Is all of this mostly noise or a real productivity revolution?

I don’t know nearly enough about “AI”—which is not just one concept or one thing, anyway—to make an informed guess. But I’ll make an uninformed one, based on what I’m observing. 😉

In the field of productivity, the promise of AI is enormous, but right now it’s mostly helpful on the margins.

For example, a browser I really love, Arc, has an AI feature that automatically groups and renames related tabs when your tab situation gets messy. I’m not the sort of person who has three dozen open tabs, but I know many people who do and for whom that feature is really handy.

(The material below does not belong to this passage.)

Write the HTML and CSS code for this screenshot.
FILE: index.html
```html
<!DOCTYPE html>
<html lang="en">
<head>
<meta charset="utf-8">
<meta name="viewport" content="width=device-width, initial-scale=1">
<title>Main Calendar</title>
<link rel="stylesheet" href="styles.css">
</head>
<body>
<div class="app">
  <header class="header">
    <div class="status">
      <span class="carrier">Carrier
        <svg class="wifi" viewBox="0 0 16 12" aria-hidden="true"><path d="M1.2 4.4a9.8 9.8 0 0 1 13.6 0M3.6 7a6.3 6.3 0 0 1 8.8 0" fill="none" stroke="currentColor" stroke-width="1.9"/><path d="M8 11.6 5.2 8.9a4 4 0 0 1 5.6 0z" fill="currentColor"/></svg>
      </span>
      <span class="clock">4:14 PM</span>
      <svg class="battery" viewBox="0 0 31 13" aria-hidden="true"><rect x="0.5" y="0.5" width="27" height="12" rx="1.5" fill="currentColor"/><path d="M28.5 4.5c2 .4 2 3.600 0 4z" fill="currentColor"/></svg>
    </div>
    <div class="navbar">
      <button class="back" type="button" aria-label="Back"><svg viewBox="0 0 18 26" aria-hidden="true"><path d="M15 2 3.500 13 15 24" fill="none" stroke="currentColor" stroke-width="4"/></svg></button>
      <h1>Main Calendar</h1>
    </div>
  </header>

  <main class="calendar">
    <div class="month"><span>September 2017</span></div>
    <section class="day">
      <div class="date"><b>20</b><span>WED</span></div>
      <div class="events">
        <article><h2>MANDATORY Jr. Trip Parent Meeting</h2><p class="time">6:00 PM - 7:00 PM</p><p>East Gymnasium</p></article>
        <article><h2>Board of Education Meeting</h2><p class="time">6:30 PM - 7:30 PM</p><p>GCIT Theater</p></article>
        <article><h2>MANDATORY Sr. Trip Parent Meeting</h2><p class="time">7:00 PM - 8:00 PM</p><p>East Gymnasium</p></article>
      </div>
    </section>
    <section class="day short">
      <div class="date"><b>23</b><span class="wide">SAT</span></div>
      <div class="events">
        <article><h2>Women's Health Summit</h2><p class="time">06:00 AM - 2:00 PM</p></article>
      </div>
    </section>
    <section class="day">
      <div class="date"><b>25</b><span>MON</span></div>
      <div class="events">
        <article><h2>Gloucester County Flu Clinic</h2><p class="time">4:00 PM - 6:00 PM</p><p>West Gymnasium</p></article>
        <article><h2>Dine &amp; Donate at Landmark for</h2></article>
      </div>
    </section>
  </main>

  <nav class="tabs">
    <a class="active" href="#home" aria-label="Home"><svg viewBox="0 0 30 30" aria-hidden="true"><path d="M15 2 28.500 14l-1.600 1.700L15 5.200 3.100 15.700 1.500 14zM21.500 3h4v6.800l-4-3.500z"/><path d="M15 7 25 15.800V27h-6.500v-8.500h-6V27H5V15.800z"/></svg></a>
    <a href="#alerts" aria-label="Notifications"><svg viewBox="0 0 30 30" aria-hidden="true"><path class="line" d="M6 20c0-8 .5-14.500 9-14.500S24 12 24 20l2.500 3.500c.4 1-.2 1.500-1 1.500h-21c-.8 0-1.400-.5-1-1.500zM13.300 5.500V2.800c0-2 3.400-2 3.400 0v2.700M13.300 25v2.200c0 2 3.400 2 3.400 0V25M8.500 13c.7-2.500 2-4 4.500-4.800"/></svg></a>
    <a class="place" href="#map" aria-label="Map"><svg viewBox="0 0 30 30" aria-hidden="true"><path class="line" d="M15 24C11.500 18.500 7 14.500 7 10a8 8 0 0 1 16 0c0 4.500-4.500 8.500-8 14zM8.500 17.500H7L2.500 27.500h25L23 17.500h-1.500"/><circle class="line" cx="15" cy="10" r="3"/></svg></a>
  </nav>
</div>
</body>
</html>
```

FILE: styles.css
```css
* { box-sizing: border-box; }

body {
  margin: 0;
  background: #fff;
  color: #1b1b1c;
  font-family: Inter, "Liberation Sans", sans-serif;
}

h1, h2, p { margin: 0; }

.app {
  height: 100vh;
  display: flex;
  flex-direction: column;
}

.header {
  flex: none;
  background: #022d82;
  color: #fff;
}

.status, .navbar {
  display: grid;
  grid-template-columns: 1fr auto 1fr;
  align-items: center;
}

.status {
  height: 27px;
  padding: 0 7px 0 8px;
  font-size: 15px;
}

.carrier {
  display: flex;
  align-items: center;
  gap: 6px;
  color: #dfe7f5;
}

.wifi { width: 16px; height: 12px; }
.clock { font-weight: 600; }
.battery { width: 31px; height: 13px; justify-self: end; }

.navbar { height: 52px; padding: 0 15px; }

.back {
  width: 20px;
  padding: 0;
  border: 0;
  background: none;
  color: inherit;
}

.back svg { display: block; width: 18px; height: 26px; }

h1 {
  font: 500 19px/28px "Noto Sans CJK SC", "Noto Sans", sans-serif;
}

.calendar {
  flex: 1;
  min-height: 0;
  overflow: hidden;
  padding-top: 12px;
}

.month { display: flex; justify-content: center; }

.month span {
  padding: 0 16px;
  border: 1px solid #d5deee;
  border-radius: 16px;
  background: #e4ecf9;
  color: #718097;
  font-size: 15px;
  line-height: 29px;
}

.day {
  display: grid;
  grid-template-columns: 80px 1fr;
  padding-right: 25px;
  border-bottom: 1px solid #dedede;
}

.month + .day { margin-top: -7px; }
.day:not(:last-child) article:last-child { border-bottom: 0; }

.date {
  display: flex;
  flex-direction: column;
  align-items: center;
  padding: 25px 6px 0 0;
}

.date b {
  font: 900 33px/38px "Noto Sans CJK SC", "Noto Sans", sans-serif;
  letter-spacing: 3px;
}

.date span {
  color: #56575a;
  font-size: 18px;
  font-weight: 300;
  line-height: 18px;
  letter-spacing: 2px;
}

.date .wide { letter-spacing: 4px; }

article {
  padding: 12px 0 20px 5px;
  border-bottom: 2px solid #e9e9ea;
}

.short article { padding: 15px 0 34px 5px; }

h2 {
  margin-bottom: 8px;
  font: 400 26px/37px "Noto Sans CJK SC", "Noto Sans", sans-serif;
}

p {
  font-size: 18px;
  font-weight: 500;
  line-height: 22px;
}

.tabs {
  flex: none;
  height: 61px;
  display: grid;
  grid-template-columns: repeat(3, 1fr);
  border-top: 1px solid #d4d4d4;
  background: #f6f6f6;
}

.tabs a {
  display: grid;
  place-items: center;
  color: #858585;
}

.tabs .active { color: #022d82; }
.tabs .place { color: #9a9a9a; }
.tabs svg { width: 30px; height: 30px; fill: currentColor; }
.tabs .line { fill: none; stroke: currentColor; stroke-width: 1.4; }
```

Another example is that Teachable, the platform on which I host my courses, uses AI to automatically generate subtitles for my videos in many languages. I used to have to pay people to transcribe my videos and that would only be in English. Now I’ve got high-quality subtitles in many languages within minutes.

Also cool: meeting summaries in apps like Zoom and Teams are awesome too. Hey AI, I wasn’t able to attend this meeting—what action items came out of it? Which ones were assigned to me? Just those two things? Okay great, thanks!

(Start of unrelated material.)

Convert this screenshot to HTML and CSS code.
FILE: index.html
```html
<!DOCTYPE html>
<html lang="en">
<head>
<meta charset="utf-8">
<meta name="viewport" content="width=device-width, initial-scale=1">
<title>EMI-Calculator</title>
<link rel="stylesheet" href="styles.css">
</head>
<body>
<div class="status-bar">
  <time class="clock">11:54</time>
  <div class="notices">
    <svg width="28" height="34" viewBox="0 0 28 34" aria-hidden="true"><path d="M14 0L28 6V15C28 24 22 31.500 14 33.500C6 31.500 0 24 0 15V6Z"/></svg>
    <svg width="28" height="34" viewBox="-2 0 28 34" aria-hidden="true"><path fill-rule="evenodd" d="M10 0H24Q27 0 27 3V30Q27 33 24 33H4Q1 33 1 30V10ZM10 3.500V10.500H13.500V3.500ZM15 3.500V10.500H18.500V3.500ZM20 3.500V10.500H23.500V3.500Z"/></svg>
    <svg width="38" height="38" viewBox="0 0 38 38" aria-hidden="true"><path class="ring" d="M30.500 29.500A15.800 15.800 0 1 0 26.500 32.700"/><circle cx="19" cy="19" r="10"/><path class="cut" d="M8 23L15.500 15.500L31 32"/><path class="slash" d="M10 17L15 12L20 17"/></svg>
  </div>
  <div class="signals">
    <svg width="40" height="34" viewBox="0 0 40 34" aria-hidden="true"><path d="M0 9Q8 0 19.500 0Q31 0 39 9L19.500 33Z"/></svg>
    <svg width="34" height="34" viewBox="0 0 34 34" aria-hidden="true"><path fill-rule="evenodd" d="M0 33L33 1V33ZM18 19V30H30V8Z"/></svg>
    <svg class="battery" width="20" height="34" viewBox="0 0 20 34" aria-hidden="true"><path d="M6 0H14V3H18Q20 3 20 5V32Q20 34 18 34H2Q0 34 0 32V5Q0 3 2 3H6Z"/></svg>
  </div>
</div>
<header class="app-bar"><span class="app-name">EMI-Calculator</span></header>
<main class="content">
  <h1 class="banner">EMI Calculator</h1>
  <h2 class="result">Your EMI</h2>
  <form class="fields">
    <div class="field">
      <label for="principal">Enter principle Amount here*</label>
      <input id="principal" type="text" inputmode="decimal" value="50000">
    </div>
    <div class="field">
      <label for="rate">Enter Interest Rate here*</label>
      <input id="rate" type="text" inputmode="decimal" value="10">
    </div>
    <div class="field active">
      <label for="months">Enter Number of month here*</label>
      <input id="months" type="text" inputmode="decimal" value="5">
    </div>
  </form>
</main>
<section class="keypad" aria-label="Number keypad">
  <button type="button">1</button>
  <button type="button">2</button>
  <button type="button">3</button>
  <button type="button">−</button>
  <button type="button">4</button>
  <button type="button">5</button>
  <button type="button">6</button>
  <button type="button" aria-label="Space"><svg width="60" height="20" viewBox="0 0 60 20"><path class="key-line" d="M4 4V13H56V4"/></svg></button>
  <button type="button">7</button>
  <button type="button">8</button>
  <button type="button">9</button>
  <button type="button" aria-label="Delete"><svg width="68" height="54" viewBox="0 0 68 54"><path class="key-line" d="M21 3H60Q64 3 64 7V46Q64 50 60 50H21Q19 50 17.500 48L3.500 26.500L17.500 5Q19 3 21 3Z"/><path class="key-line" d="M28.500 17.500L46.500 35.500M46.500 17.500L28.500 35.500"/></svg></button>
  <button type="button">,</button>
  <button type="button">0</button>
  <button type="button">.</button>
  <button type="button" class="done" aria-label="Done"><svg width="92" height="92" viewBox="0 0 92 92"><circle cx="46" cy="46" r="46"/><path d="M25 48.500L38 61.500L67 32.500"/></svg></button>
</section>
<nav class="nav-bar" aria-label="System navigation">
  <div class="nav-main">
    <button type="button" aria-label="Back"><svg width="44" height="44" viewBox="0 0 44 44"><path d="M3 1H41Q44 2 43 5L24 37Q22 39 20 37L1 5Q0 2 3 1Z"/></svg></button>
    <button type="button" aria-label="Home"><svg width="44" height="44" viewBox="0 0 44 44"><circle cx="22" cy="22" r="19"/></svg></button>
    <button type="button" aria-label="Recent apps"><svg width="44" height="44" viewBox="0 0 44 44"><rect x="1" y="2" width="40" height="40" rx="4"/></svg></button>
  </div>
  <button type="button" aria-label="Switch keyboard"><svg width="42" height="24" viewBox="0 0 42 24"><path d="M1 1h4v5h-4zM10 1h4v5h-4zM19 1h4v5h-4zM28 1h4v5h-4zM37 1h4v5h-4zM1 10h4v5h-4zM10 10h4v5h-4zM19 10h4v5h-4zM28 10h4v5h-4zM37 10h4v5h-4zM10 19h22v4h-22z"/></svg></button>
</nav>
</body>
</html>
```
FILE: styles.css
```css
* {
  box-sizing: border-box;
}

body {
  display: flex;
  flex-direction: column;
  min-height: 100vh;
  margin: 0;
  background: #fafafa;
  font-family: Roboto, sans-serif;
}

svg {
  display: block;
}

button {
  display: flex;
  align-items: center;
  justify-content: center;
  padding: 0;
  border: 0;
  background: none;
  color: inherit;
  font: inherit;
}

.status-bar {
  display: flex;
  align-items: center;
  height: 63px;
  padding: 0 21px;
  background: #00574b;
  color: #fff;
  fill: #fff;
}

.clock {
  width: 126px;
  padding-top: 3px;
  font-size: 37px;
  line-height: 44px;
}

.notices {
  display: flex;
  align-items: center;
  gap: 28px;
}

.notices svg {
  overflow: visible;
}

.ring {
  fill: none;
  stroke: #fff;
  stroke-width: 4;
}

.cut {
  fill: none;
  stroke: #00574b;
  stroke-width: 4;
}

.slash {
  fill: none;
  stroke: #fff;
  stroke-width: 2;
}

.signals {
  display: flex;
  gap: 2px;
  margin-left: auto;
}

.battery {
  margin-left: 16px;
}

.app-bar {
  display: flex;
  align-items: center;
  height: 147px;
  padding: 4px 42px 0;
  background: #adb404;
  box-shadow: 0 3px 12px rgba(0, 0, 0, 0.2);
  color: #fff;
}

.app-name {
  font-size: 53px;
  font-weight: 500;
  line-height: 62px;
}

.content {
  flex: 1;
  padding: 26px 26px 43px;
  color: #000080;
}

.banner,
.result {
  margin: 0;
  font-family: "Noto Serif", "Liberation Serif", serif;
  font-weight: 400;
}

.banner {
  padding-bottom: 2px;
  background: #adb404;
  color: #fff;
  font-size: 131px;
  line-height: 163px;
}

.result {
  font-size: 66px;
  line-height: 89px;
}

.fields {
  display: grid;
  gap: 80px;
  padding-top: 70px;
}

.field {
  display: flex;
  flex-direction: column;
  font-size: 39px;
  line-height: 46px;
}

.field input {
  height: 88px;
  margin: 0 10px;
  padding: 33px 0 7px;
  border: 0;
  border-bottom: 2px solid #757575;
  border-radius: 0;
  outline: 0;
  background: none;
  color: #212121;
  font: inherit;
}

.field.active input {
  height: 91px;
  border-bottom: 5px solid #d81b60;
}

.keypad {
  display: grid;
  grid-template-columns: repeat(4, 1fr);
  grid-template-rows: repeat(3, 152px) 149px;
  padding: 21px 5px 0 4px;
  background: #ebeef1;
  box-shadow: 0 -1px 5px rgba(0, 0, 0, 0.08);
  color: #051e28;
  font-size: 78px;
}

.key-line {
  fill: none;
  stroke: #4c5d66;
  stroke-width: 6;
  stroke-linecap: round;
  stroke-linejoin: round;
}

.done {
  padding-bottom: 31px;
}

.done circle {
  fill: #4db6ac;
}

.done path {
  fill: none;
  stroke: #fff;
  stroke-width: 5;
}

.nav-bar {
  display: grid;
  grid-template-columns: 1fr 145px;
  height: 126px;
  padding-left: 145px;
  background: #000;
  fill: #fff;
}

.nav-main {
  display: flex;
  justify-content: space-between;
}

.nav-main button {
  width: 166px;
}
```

I remember when, some years ago, the self-driving car hype was huge. Within years, we’d all be driving cars that would drive themselves and we could just enjoy our time relaxing in the car! (Who am I kidding, we’d spend that time working.)

Unfortunately, it turns out that making cars drive themselves safely is incredibly difficult and there is no discrete jump from human driving to self-driving. Instead, cars are incrementally getting more automation features. Automatic braking when someone jumps in front of the car. Lane assist. Self-parking.

My gut says AI will transform our productivity in the same way: incrementally. Which is fine and still very exciting! If you’ve got a great example of how AI is really making you way more productive, do share.

Oh, one prediction I do feel pretty confident making? AI is not going to take all of our jobs.

Back in 1930, the famous economist John Maynard Keynes suggested that by 2030, we’d all work 15-hour workweeks because our productivity would be so incredibly high that we’d easily be able to meet all of our needs with just a few hours of work each day. Does that look likely to happen?

Keynes was right that our productivity is amazingly high now compared with what is was in 1930. However, he underestimated human desire.

When we become more productive, we use our increased productivity to make more and better stuff. Which is often a very reasonable thing to do. Health care, communication, and transportation are a lot better than they were in 1930 and we all benefit from that.

Anyway, that was an aside.

Whether AI will be as transformative as the steam engine and the Internet remains to be seen. For now, it’s just exciting to watch. If I may make a request of productivity tool developers, though: bring on more and better AI when it helps us get stuff done. Just try not to take that AI hammer and see everything as a nail.